- **WHAT IS NEEDED**:
In the material below, count the lines with the word "component" and state that number only.

══ LISTED RECORDS ══

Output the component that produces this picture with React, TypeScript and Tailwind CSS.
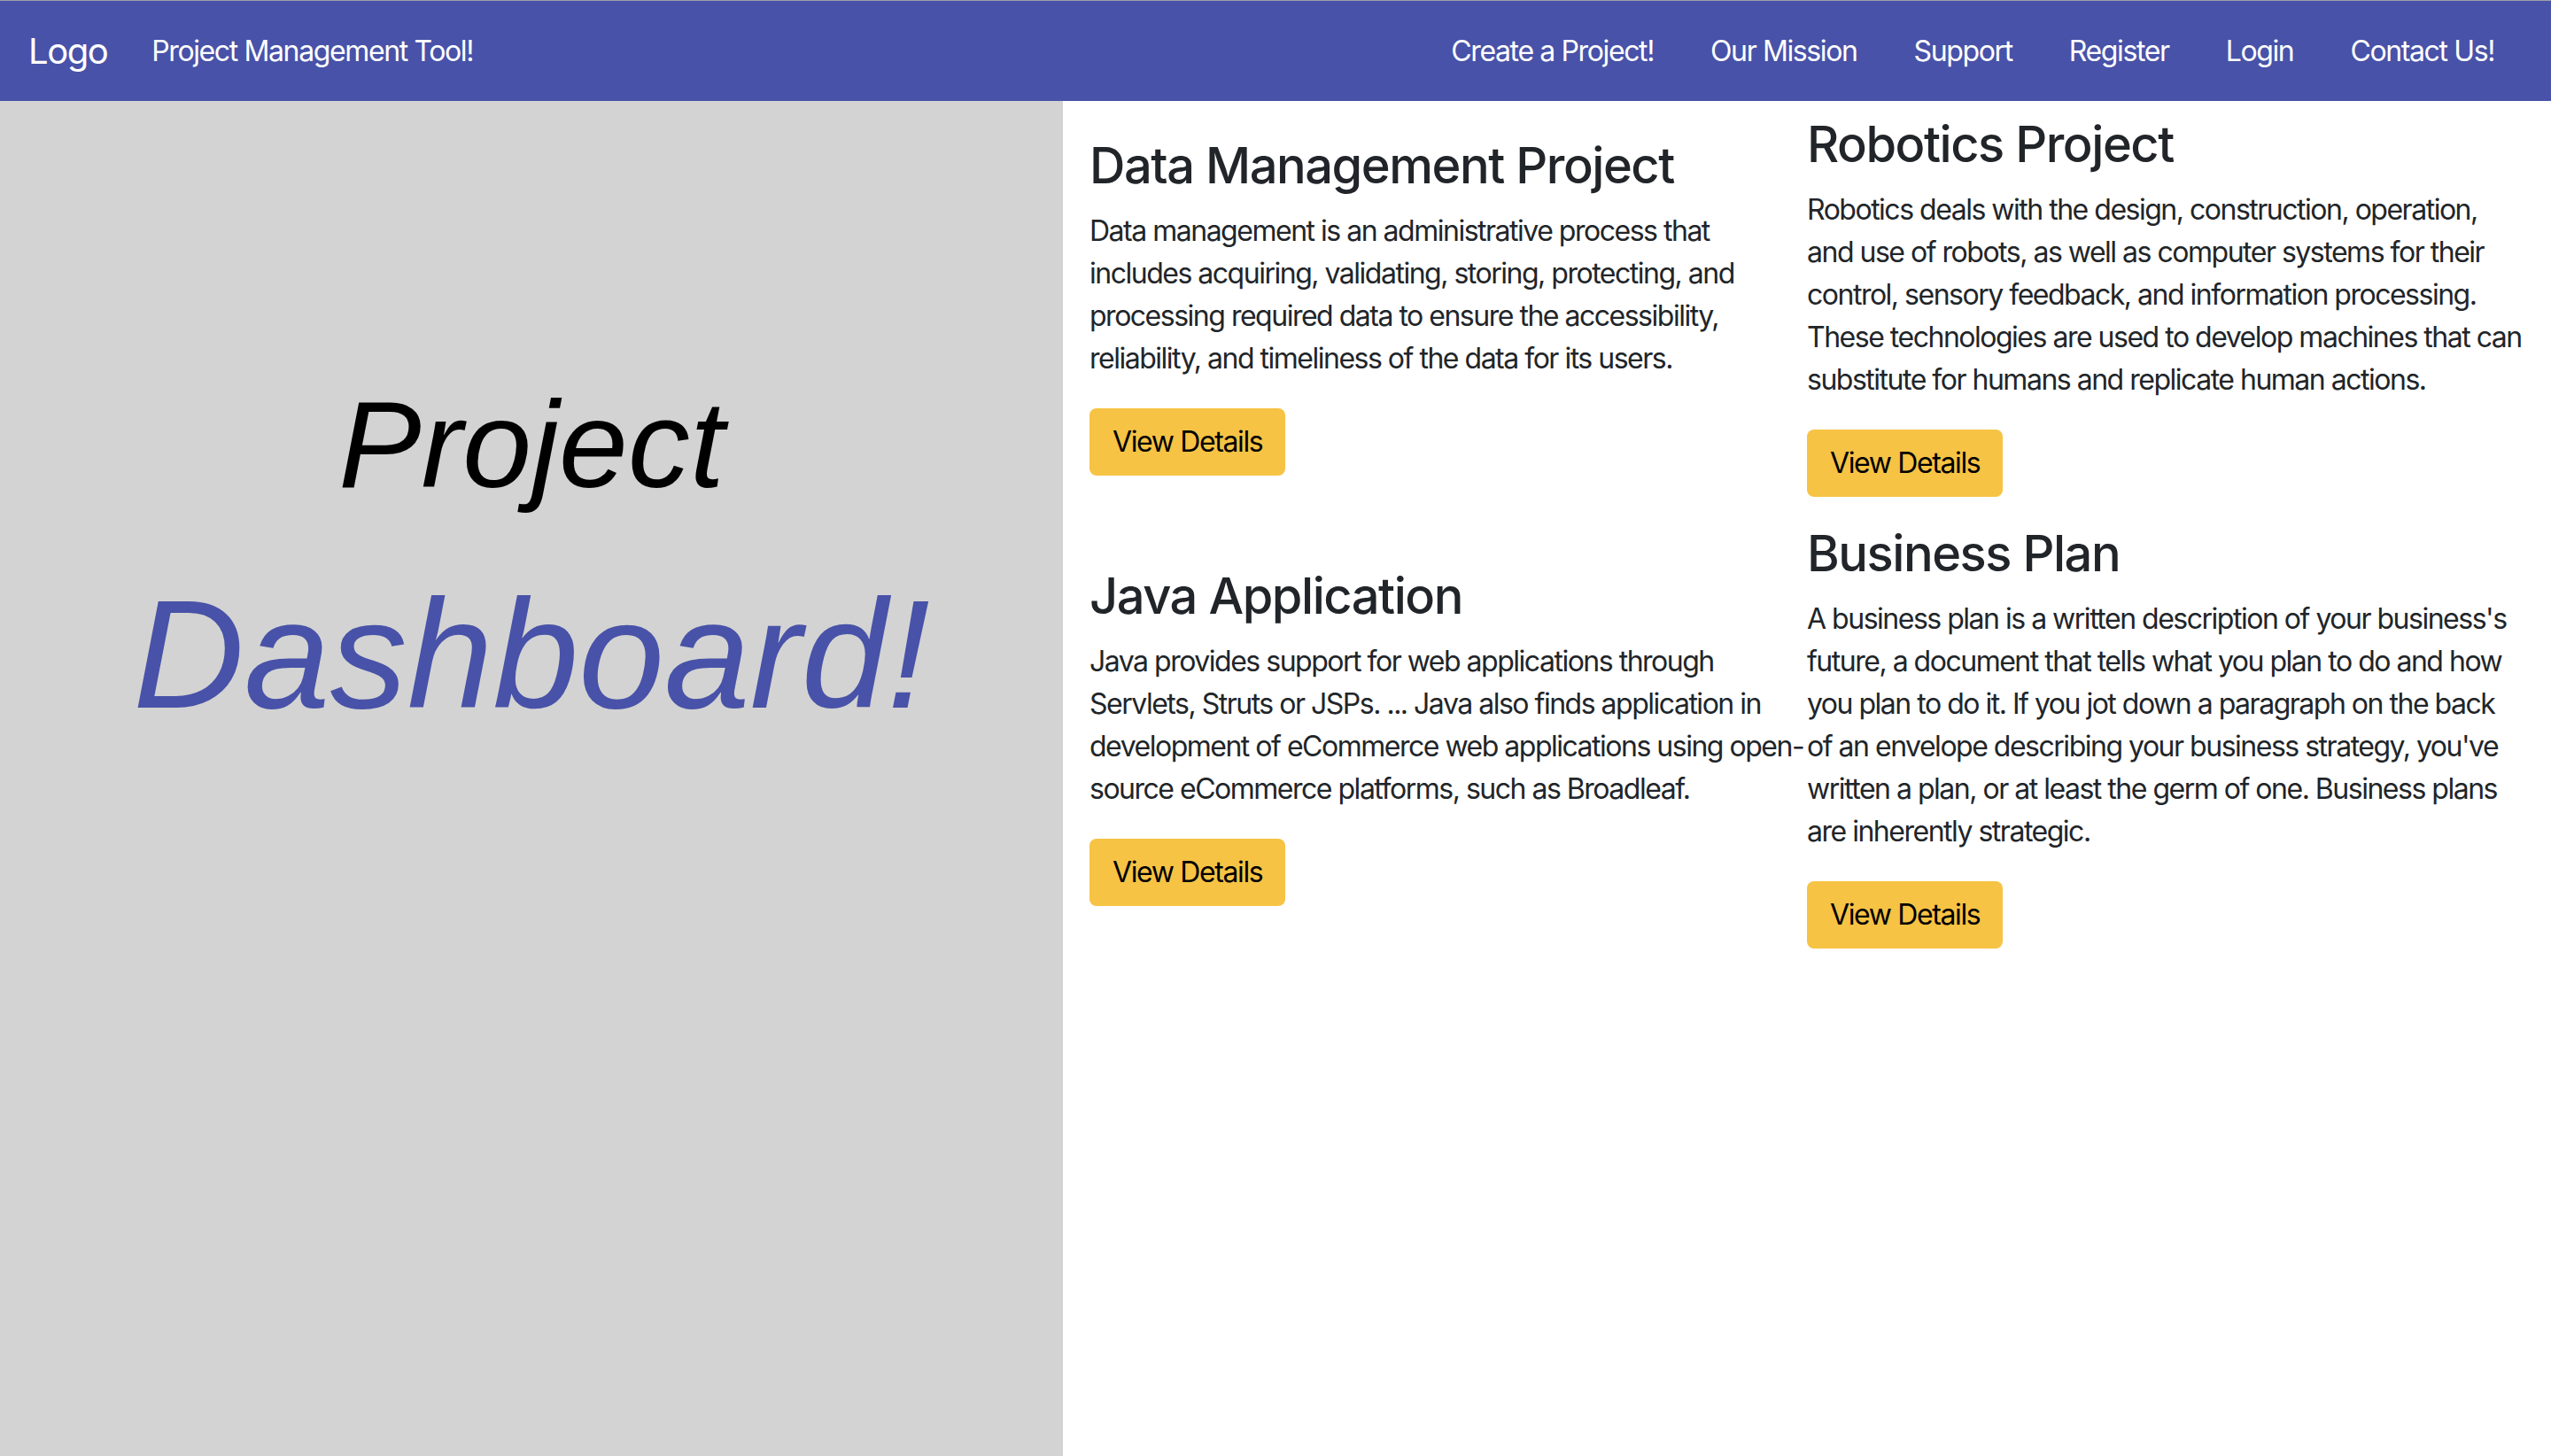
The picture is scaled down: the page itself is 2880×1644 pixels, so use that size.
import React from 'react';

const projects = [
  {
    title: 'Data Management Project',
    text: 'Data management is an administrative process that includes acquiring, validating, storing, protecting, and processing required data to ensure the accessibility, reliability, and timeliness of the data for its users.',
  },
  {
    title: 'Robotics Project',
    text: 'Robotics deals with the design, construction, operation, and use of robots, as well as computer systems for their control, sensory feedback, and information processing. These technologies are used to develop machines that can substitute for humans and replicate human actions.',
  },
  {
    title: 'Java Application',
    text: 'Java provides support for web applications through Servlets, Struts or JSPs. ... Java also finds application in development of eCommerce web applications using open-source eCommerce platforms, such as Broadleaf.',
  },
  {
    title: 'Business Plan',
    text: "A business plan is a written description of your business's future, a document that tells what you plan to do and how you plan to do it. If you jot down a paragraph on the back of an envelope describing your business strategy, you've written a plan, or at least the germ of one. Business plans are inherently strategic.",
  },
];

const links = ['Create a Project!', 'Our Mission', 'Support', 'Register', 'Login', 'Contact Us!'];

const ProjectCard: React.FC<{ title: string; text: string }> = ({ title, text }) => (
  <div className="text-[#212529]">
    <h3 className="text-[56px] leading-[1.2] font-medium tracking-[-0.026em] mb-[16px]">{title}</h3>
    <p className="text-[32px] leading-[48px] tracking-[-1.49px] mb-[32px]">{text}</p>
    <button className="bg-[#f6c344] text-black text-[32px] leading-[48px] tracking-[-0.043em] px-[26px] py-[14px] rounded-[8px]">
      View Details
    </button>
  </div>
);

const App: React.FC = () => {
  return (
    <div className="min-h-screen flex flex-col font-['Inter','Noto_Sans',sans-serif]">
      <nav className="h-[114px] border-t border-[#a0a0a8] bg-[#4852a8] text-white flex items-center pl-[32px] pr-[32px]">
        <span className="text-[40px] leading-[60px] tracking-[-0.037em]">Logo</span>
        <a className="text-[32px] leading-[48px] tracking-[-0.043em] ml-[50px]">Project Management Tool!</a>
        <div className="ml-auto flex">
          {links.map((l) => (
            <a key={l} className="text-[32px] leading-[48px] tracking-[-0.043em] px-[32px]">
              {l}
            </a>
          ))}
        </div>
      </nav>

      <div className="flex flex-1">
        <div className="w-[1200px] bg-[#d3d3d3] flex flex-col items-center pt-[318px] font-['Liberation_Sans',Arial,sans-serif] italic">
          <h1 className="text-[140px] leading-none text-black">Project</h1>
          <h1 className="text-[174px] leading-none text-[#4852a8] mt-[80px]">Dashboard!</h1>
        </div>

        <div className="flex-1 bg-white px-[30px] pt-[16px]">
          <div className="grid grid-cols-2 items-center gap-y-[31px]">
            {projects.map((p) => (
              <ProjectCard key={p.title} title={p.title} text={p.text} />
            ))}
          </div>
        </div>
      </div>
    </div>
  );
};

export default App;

═══
══ LISTED RECORDS ══

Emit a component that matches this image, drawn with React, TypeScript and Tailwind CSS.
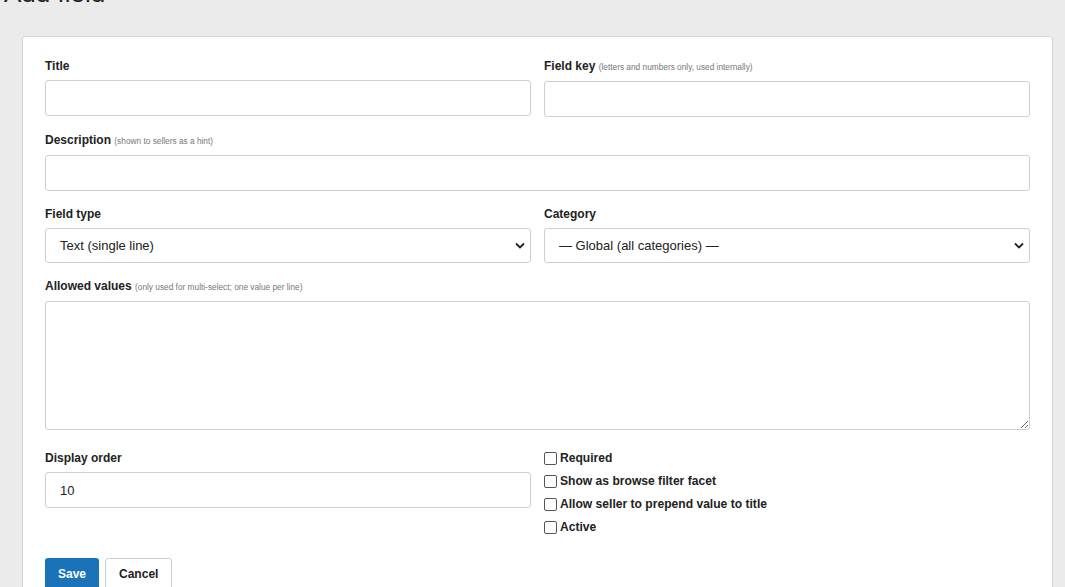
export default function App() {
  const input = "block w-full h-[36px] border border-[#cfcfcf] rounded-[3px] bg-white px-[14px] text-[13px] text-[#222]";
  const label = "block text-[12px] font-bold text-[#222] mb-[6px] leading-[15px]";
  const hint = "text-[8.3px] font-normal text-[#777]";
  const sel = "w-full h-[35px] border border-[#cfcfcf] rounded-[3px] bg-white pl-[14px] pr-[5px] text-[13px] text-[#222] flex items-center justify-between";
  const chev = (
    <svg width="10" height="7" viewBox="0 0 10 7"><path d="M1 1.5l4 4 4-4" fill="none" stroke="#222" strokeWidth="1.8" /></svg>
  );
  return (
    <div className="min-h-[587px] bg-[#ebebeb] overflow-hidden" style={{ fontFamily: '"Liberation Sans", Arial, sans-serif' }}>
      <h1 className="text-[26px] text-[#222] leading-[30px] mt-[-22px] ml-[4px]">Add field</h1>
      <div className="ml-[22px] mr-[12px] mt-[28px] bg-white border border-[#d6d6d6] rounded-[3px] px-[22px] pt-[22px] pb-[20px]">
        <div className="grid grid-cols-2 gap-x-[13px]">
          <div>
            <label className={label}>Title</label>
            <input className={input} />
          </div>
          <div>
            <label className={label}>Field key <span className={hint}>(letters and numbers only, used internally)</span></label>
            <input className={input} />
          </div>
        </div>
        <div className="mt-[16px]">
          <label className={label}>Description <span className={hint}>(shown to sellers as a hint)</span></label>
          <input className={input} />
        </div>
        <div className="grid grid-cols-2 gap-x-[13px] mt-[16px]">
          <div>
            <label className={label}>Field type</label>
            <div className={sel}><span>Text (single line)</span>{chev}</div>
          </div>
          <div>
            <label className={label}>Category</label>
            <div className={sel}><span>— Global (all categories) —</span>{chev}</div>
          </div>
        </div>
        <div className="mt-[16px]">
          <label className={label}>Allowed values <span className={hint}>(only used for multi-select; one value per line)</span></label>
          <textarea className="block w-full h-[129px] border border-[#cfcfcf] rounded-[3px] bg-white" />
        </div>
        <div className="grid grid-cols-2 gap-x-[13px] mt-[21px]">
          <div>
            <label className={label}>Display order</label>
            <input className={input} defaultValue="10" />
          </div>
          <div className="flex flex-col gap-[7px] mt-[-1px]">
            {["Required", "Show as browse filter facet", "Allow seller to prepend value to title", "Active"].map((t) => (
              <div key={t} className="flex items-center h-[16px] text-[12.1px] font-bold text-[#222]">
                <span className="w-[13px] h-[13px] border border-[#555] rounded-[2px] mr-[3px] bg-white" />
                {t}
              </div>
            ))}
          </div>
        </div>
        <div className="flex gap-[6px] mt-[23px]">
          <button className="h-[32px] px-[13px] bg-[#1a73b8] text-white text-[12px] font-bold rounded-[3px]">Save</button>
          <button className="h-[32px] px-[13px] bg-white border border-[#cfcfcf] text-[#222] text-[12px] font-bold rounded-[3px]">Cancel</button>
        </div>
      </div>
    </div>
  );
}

═══

- **FINAL RESULT**:
2